In light-4j, we have a component traceability that is a middleware handler to move traceabilityId from request header to response header. Also, the client module which is used to call services has the ability to propagate traceabilityId to the next request in the service call stack. This header can be used as an idempotency key on mutating services(i.e. anything under POST in our case).
If the above one request fails due to a network connection error, you can safely retry it
with the same idempotency key, and the services must be designed to work with the idempotency
key/traceabilityId to decide what the business logic with the key.
Being a good distributed citizen
Safely handling failure is hugely important, but beyond that, it’s also recommended that it be
handled in a considerate way. When a client sees that a network operation has failed, there’s
a good chance that it’s due to an intermittent failure that will be gone by the next retry.
However, there’s also a chance that it’s a more serious problem that’s going to be more tenacious;
for example, if the server is in the middle of an incident that’s causing hard downtime. Not only
will retries of the operation not go through, but they may contribute to further degradation.
It’s usually recommended that clients follow something akin to an exponential backoff algorithm
as they see errors. The client blocks for a brief initial wait time on the first failure, but
as the operation continues to fail, it waits proportionally to 2n, where n is the number of
failures that have occurred. By backing off exponentially, we can ensure that clients aren’t
hammering on a downed server and contributing to the problem.
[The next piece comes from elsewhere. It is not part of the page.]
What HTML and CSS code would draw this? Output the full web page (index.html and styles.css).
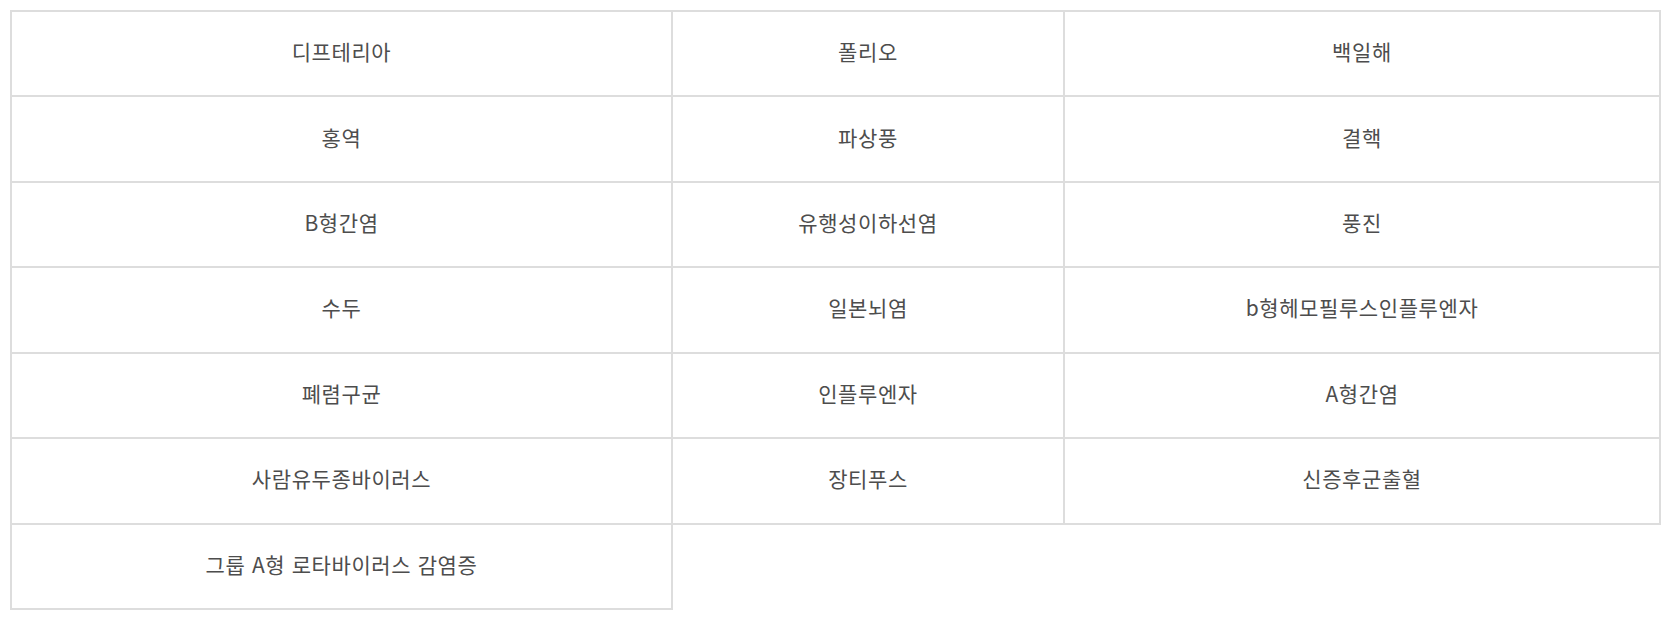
FILE: index.html
```html
<!DOCTYPE html>
<html lang="ko">
<head>
<meta charset="utf-8">
<link rel="stylesheet" href="styles.css">
</head>
<body>
<div class="grid">
  <div class="cell">디프테리아</div>
  <div class="cell">폴리오</div>
  <div class="cell">백일해</div>
  <div class="cell">홍역</div>
  <div class="cell">파상풍</div>
  <div class="cell">결핵</div>
  <div class="cell">B형간염</div>
  <div class="cell">유행성이하선염</div>
  <div class="cell">풍진</div>
  <div class="cell">수두</div>
  <div class="cell">일본뇌염</div>
  <div class="cell">b형헤모필루스인플루엔자</div>
  <div class="cell">폐렴구균</div>
  <div class="cell">인플루엔자</div>
  <div class="cell">A형간염</div>
  <div class="cell">사람유두종바이러스</div>
  <div class="cell">장티푸스</div>
  <div class="cell">신증후군출혈</div>
  <div class="cell">그룹 A형 로타바이러스 감염증</div>
</div>
</body>
</html>
```
FILE: styles.css
```css
html, body {
  margin: 0;
  padding: 0;
  background: #fff;
}
body {
  padding: 10px;
  font-family: "Noto Sans CJK KR", "Noto Sans", sans-serif;
}
.grid {
  display: grid;
  grid-template-columns: 661px 392px 596px;
  grid-template-rows: repeat(7, 1fr);
  width: 1649px;
  height: 598px;
  border-top: 2px solid #dddddd;
  border-left: 2px solid #dddddd;
}
.cell {
  display: flex;
  align-items: center;
  justify-content: center;
  border-right: 2px solid #dddddd;
  border-bottom: 2px solid #dddddd;
  font-size: 21px;
  color: #4d4d4d;
  letter-spacing: 0.6px;
  padding-bottom: 5px;
}
```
Exponential backoff has a long and interesting history in computer networking.
Furthermore, it’s also a good idea to mix in an element of randomness. If a problem with a
server causes a large number of clients to fail at close to the same time, then even with
back off, their retry schedules could be aligned closely enough that the retries will hammer
the troubled server. This is known as the thundering herd problem.
We can address thundering herd by adding some amount of random “jitter” to each client’s wait
time. This will space out requests across all clients, and give the server some breathing room
The client module in light-4j will be enhanced to retry on failure automatically with an idempotency key using increasing backoff times and jitter. Given the fact that not all clients need to retry on failure, we need to make sure it is configurable in client.yml so that retry can only be initiated from the original client.
Design robust APIs
Considering the possibility of failure in a distributed system and how to handle it is of
paramount importance in building APIs that are both robust and predictable. Retry logic on
clients and idempotency on servers are techniques that are useful in achieving this goal and
relatively simple to implement in any technology stack.
Here are a few core principles to follow while designing your clients and APIs:
Make sure that failures are handled consistently. Have clients retry operations against
remote services. Not doing so could leave data in an inconsistent state that will lead to
problems down the road.
Make sure that failures are handled safely. Use idempotency and idempotency keys to allow
clients to pass a unique value and retry requests as needed.
Make sure that failures are handled responsibly. Use techniques like exponential backoff
and random jitter. Be considerate of servers that may be stuck in a degraded state.